**Directions:** Here are some records; copy every line that holds the word "page".

════════════════════

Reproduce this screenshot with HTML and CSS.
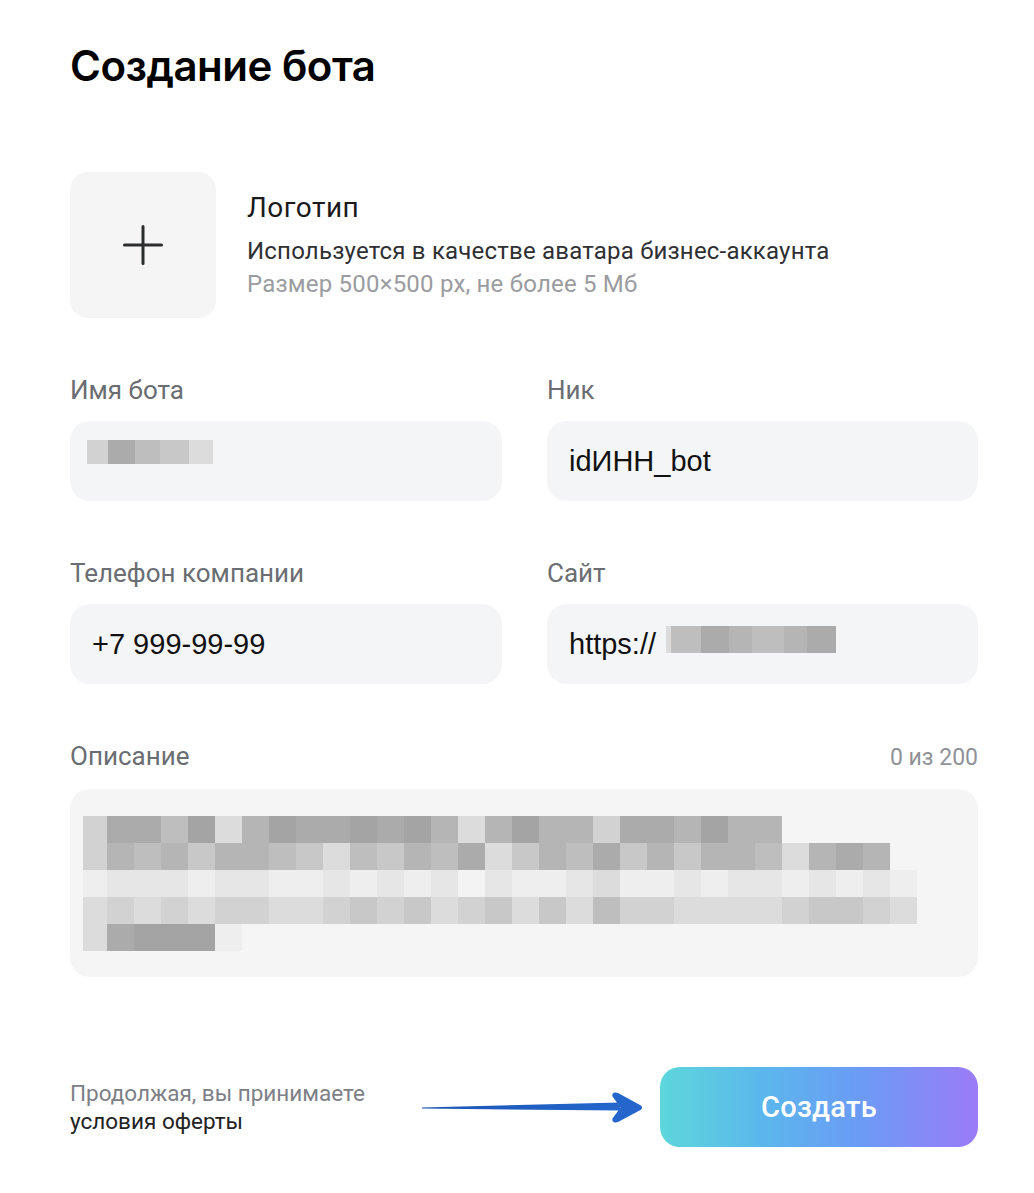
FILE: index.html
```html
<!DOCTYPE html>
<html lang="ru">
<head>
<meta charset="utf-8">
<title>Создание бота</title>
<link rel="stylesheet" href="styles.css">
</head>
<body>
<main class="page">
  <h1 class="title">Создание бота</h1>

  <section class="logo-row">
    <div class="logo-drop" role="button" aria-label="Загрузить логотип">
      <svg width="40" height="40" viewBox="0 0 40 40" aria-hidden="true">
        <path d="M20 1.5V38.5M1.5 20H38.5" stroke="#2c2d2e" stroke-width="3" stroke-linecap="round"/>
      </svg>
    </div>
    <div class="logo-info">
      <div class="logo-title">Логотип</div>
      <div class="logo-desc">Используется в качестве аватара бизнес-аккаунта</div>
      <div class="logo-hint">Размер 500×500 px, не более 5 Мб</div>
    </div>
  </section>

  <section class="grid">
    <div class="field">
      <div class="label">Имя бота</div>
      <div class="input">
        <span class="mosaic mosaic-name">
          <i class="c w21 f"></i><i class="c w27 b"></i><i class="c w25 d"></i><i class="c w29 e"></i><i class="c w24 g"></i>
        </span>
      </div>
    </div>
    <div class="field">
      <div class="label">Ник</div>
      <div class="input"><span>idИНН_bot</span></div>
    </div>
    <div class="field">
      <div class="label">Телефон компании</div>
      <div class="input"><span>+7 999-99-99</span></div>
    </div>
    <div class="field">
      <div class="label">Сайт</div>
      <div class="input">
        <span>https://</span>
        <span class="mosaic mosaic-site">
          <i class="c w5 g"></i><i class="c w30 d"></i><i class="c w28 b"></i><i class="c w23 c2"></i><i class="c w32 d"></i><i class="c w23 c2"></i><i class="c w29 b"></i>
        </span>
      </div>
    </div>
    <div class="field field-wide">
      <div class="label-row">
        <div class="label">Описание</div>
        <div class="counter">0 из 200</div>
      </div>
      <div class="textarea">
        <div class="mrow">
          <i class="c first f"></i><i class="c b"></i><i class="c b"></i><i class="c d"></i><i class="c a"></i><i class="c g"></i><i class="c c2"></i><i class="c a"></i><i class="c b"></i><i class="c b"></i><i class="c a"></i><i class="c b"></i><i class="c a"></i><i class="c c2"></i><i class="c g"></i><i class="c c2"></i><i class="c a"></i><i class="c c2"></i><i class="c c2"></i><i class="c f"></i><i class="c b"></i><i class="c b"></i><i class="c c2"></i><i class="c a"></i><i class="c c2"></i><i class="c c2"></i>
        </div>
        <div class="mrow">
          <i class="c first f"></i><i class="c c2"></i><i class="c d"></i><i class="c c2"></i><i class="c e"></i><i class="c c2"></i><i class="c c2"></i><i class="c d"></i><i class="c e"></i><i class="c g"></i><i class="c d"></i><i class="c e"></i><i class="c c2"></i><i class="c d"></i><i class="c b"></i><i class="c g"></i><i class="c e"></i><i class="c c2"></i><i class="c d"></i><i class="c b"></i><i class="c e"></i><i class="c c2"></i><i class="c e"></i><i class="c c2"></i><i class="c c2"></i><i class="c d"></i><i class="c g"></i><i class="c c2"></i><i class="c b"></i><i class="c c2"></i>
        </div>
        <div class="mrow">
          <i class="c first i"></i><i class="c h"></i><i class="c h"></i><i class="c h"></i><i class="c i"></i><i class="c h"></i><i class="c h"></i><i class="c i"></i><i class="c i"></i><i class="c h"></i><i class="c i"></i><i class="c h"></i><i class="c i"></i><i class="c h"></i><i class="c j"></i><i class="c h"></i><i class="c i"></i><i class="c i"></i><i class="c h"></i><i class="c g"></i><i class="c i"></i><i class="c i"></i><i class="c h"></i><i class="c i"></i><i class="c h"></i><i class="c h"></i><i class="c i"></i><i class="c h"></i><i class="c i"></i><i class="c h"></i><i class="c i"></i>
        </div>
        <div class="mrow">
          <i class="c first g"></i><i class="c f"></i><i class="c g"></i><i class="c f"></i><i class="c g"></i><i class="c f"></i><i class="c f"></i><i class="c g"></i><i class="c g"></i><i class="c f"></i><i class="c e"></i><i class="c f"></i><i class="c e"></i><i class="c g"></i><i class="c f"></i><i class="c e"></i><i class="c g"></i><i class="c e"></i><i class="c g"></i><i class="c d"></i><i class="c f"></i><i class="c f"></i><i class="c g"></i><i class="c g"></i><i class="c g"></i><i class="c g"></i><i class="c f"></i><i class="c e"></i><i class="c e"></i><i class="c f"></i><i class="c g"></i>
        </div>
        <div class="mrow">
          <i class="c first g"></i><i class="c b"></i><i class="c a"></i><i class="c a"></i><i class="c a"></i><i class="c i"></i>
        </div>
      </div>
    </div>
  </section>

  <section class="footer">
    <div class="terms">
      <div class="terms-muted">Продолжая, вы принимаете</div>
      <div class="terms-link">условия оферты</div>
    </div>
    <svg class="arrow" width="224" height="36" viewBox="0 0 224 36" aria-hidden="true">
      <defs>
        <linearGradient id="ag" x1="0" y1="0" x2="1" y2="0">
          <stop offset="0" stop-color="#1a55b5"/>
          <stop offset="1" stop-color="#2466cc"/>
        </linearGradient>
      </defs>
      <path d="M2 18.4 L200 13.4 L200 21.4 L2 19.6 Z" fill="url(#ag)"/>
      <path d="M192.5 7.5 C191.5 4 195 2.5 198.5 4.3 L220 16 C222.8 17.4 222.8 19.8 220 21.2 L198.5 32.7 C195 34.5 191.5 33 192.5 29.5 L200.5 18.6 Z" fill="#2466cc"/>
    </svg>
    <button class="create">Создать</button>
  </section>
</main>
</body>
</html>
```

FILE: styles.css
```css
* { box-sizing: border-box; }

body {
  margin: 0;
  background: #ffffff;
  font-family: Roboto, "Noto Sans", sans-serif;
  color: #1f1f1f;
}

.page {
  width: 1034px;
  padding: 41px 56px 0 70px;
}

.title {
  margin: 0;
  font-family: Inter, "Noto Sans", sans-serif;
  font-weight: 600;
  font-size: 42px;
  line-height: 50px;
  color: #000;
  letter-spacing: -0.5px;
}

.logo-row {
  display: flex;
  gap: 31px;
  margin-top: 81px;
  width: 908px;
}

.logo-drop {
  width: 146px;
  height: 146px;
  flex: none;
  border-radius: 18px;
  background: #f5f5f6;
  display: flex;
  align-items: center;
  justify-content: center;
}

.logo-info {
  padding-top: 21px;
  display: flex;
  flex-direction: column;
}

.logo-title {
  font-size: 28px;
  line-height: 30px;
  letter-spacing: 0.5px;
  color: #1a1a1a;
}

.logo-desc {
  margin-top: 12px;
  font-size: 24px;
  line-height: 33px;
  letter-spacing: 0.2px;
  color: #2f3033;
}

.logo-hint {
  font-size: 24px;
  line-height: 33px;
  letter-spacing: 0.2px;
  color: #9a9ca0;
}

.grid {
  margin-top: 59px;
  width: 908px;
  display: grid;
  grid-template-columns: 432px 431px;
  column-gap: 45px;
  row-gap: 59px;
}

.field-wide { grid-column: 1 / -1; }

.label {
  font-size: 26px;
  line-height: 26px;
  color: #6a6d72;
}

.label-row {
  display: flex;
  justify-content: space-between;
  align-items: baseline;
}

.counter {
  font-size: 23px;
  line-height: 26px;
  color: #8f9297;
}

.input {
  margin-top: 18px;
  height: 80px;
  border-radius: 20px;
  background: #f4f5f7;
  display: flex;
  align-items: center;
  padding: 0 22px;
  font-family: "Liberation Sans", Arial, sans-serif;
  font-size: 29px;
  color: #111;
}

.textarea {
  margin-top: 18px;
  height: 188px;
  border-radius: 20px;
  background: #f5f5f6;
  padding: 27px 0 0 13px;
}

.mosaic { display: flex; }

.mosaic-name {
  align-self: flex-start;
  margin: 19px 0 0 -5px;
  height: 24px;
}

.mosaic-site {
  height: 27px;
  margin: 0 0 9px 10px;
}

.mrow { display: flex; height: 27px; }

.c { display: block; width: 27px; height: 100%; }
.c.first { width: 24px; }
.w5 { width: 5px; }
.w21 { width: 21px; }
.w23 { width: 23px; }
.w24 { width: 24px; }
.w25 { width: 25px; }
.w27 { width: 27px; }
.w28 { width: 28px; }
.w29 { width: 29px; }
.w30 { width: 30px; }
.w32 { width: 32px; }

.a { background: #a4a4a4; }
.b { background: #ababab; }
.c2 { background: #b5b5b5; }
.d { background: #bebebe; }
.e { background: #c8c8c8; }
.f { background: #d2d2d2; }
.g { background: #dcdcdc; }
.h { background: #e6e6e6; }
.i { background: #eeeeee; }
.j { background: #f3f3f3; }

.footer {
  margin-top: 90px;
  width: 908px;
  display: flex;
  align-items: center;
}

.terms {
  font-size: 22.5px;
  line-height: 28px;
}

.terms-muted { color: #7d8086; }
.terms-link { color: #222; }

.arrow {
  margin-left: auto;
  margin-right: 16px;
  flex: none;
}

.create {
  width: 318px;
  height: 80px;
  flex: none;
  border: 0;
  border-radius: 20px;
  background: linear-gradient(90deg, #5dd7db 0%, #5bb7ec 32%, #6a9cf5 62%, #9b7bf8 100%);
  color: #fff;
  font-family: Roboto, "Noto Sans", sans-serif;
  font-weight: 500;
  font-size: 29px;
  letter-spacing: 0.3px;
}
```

════════════════════

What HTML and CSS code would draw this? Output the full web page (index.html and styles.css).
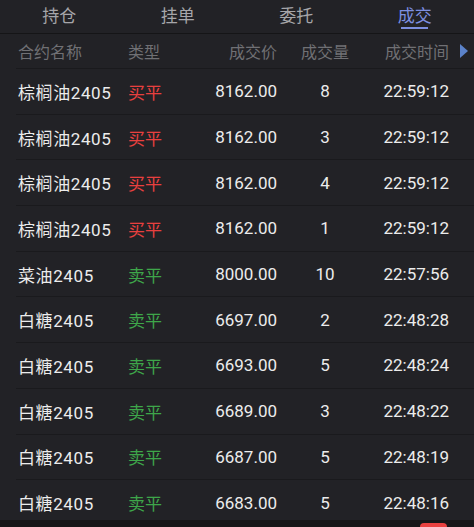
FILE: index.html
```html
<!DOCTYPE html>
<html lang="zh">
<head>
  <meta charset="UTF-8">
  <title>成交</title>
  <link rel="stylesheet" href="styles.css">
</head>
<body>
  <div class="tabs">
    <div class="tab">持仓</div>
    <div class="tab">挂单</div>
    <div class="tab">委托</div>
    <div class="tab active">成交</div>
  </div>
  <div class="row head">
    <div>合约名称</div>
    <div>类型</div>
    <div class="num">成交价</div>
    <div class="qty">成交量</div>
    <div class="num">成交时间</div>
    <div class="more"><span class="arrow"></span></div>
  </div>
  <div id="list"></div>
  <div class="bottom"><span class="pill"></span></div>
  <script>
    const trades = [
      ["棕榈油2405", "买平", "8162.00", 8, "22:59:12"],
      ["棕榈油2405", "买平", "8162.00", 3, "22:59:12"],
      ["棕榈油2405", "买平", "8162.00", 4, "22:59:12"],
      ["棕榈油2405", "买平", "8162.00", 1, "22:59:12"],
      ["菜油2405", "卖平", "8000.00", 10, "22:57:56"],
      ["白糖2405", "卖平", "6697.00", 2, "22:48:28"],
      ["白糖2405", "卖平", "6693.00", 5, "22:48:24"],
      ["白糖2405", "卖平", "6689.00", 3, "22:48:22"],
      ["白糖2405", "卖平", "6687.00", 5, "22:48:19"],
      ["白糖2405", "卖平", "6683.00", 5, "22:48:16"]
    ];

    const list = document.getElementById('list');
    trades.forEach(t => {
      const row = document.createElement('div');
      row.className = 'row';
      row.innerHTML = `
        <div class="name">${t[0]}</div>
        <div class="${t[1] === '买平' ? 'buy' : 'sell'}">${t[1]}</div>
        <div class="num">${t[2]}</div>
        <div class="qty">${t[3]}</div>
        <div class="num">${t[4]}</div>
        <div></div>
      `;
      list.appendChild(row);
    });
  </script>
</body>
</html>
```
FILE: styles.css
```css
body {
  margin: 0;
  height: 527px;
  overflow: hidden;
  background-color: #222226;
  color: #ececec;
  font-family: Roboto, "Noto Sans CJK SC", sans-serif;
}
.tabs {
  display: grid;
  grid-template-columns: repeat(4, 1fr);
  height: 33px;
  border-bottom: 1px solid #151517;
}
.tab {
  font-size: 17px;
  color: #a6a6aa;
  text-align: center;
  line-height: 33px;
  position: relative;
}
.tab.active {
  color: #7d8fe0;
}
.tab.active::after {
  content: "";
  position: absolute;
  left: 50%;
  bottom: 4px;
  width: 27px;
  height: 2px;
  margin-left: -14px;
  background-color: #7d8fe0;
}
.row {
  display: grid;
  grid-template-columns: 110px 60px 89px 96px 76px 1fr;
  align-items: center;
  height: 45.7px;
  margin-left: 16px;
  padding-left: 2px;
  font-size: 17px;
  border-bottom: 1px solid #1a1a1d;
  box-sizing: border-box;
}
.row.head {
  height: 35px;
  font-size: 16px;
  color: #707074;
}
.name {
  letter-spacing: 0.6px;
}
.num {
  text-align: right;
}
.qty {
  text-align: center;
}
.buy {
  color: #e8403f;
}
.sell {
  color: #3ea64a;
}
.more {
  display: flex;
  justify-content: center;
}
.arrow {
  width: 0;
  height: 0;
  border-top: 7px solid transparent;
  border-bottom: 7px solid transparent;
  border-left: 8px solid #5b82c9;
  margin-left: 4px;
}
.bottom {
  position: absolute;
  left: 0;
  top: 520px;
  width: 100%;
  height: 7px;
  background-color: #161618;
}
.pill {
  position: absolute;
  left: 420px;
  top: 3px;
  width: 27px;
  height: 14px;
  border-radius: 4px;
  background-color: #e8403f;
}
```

════════════════════

**Full output:**
<main class="page">
.page {
What HTML and CSS code would draw this? Output the full web page (index.html and styles.css).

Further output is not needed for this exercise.